After a year like that, one riddled with poor decisions and even worse play, there was no doubting that changes needed to be made.
But the Cardinals made the wrong one.
They shortchanged Wilks by giving him only one season. That wasn't enough time for him to mold the roster to the specifications of a 4-3 defensive scheme. Sure, Wilks began the process of transforming the defensive front into one that would suit his system, but he had to do it with the players he inherited. He was given a front, namely the likes of Robert Nkemdiche, Rodney Gunter, Corey Peters and Olsen Pierre, that was good but not great. That's the one area that determines whether a 4-3 defense is successful. He also had to ask his top pass-rushers, Chandler Jones and Markus Golden, to change their approach from being standing rushers to having their hands in the dirt. That adjustment -- or readjustment for Jones, who began his career with his hand in the dirt -- took time.
And time is exactly what Wilks did not get.
Wilks took the Cardinals job knowing it would take at least a couple of years to get the franchise where he wanted it -- where he needed it -- to be. He saw with the Carolina Panthers, where Wilks spent six years as an assistant, how a team can develop over time.
"I was there throughout the process where we struggled early in Carolina," said Wilks of his six seasons with the Panthers. "Had to make some roster moves from free agency, did a great job in the draft. Just like we did this past year. In Year 3, then all of a sudden we're making moves, we're in the playoffs. Year 4, we're in the Super Bowl.
"So, again, it's a process, and sometimes it takes time."
The decision to let Wilks go was a clear sign that Bidwill and general manager Steve Keim wanted a quick fix.
But Bidwill need not look further than Keim to figure out why the team struggled in 2018. Keim should've been the one to pack up his office on Monday, not Wilks.
There's no debating that Keim was once a savant general manager. He made all the right moves, signed all the right guys, cut all the right players from 2013 to 2015, when the Cardinals skyrocketed to the upper hemisphere of the NFL under then-first-time head coach Bruce Arians.
But Keim has largely been the reason the Cardinals started to fall back to earth in 2016 and 2017, and why they crashed in 2018.
Before his DUI in July that led to a five-week suspension during training camp, there were a series of bad and head-scratching moves: From trying to underpay Calais Campbell and Tyrann Mathieu to signing veteran offensive lineman after veteran offensive lineman who either got hurt or didn't live up to their expectations, hoping for a quick fix that never came.

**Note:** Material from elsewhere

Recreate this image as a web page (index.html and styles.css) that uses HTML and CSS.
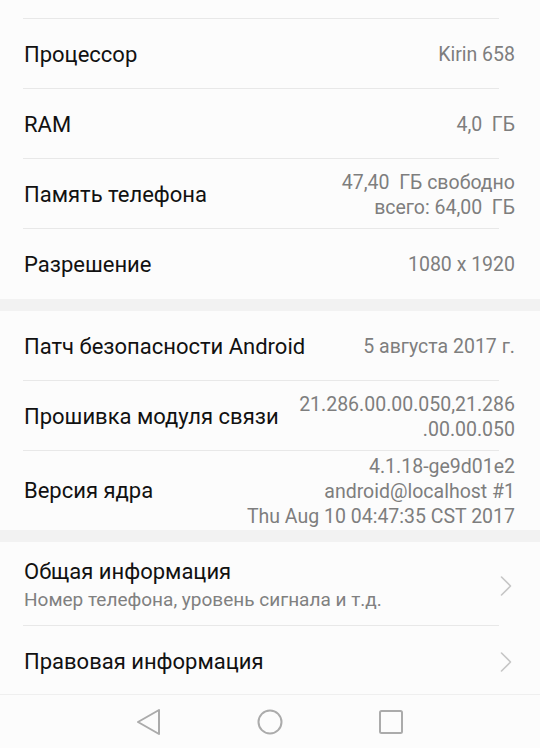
FILE: index.html
```html
<!DOCTYPE html>
<html lang="ru">
<head>
<meta charset="utf-8">
<title>О телефоне</title>
<link rel="stylesheet" href="styles.css">
</head>
<body>
<div class="screen">
  <div class="group">
    <div class="row cut"></div>
    <div class="row"><span class="title">Процессор</span><span class="value">Kirin 658</span></div>
    <div class="row"><span class="title">RAM</span><span class="value">4,0&nbsp; ГБ</span></div>
    <div class="row"><span class="title">Память телефона</span><span class="value">47,40&nbsp; ГБ свободно<br>всего: 64,00&nbsp; ГБ</span></div>
    <div class="row last"><span class="title">Разрешение</span><span class="value">1080 x 1920</span></div>
  </div>
  <div class="gap"></div>
  <div class="group">
    <div class="row"><span class="title">Патч безопасности Android</span><span class="value">5 августа 2017 г.</span></div>
    <div class="row"><span class="title">Прошивка модуля связи</span><span class="value">21.286.00.00.050,21.286<br>.00.00.050</span></div>
    <div class="row last tall"><span class="title">Версия ядра</span><span class="value">4.1.18-ge9d01e2<br>android@localhost #1<br>Thu Aug 10 04:47:35 CST 2017</span></div>
  </div>
  <div class="gap"></div>
  <div class="group">
    <div class="row link big">
      <div class="texts"><span class="title">Общая информация</span><span class="sub">Номер телефона, уровень сигнала и т.д.</span></div>
      <svg class="chev" width="12" height="20" viewBox="0 0 12 20"><polyline points="1.5,1 10.5,10 1.5,19" fill="none" stroke="#c6c6c6" stroke-width="1.6" stroke-linecap="round" stroke-linejoin="round"/></svg>
    </div>
    <div class="row link last small">
      <div class="texts"><span class="title">Правовая информация</span></div>
      <svg class="chev" width="12" height="20" viewBox="0 0 12 20"><polyline points="1.5,1 10.5,10 1.5,19" fill="none" stroke="#c6c6c6" stroke-width="1.6" stroke-linecap="round" stroke-linejoin="round"/></svg>
    </div>
  </div>
  <div class="nav">
    <svg width="24" height="26" viewBox="0 0 24 26"><polygon points="22,1 1,13 22,25" fill="none" stroke="#ababab" stroke-width="2" stroke-linejoin="round"/></svg>
    <svg width="26" height="26" viewBox="0 0 26 26"><circle cx="13" cy="13" r="11.5" fill="none" stroke="#ababab" stroke-width="2"/></svg>
    <svg width="24" height="24" viewBox="0 0 24 24"><rect x="1" y="1" width="22" height="22" rx="1.5" fill="none" stroke="#ababab" stroke-width="2"/></svg>
  </div>
</div>
</body>
</html>
```

FILE: styles.css
```css
html, body {
  margin: 0;
  padding: 0;
  background: #fcfcfc;
}
.screen {
  width: 540px;
  height: 748px;
  overflow: hidden;
  font-family: Roboto, "Noto Sans", sans-serif;
  display: flex;
  flex-direction: column;
}
.group {
  background: #fcfcfc;
}
.row {
  box-sizing: border-box;
  height: 70px;
  display: flex;
  align-items: center;
  justify-content: space-between;
  padding: 1px 25px 0 24px;
  background: linear-gradient(#e8e8e8, #e8e8e8) no-repeat 23px 100% / 476px 1px;
}
.row.cut {
  height: 19px;
}
.row.last {
  background: none;
}
.row.tall {
  height: 79px;
}
.row.big {
  height: 84px;
  padding-top: 4px;
}
.row.small {
  height: 68px;
  padding-top: 4px;
}
.title {
  font-size: 22px;
  color: #111;
  line-height: 28px;
}
.value {
  font-size: 19.5px;
  color: #7e7e7e;
  text-align: right;
  line-height: 25px;
}
.gap {
  height: 12px;
  background: #f2f2f2;
}
.texts {
  display: flex;
  flex-direction: column;
}
.sub {
  font-size: 19px;
  color: #808080;
  line-height: 28px;
}
.chev {
  margin-right: 3px;
}
.nav {
  flex: 1;
  display: flex;
  justify-content: center;
  align-items: center;
  gap: 96px;
  background: #fcfcfc;
  border-top: 1px solid #efefef;
}
```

Then there were the draft mistakes. Four of his first-round picks -- Josh Rosen, Deone Bucannon, Haason Reddick and Nkemdiche -- hardly produced this year. His 2013 first-round pick, Jonathan Cooper, was traded in 2016. Keim's only first-round pick to begin living up to expectations was tackle D.J. Humphries, who's been hampered by injuries for most of his career.
And now Keim will be in charge of the first pick in the 2019 draft.
Keim's absence during training camp left Wilks on an island. Even though Wilks was able to rely on his former coach in Carolina, Ron Rivera, and other head coaches for advice, he didn't have access to his GM during the most important time for any coach, much less a first-time coach.
And that could be part of the reason Arizona entered the season with a thin offensive line and a receiving corps that, at the time, featured one known commodity in Larry Fitzgerald. It's no surprise both positions were a liability all year.
It's also no surprise that Rosen, the Cardinals' quarterback of the future whom Keim finally pulled the trigger on getting, struggled. As injuries on the offensive line mounted without much depth, Rosen found himself running for his life time and time again. And when he finally had time to throw, he was looking at an understaffed receiving corps. It didn't help Rosen or the Cardinals that offensive coordinator Mike McCoy may not have been Wilks' guy from the start. That was another experiment that turned out to be a disaster before Wilks fired McCoy after an embarrassing Week 7 blowout on national TV.
Wilks isn't completely without blame for this season.
He hired assistant coaches who may not have been fully qualified to coach at the NFL level. And his 4-3 defense struggled largely in part because it wasn't able to stop the run.
One year wasn't enough time for Wilks to find his footing as a head coach. And it was clear at times throughout the season he was a bit lost. But what else would anyone expect from a first-time head coach?
Wilks should've been brought back, at the very least with an ultimatum that if the 2018 debacle carried into 2019, he'd be let go midseason. The person who should've been fired Monday was the person who was responsible for the roster Wilks inherited, one that wasn't set up for Wilks to win in 2018.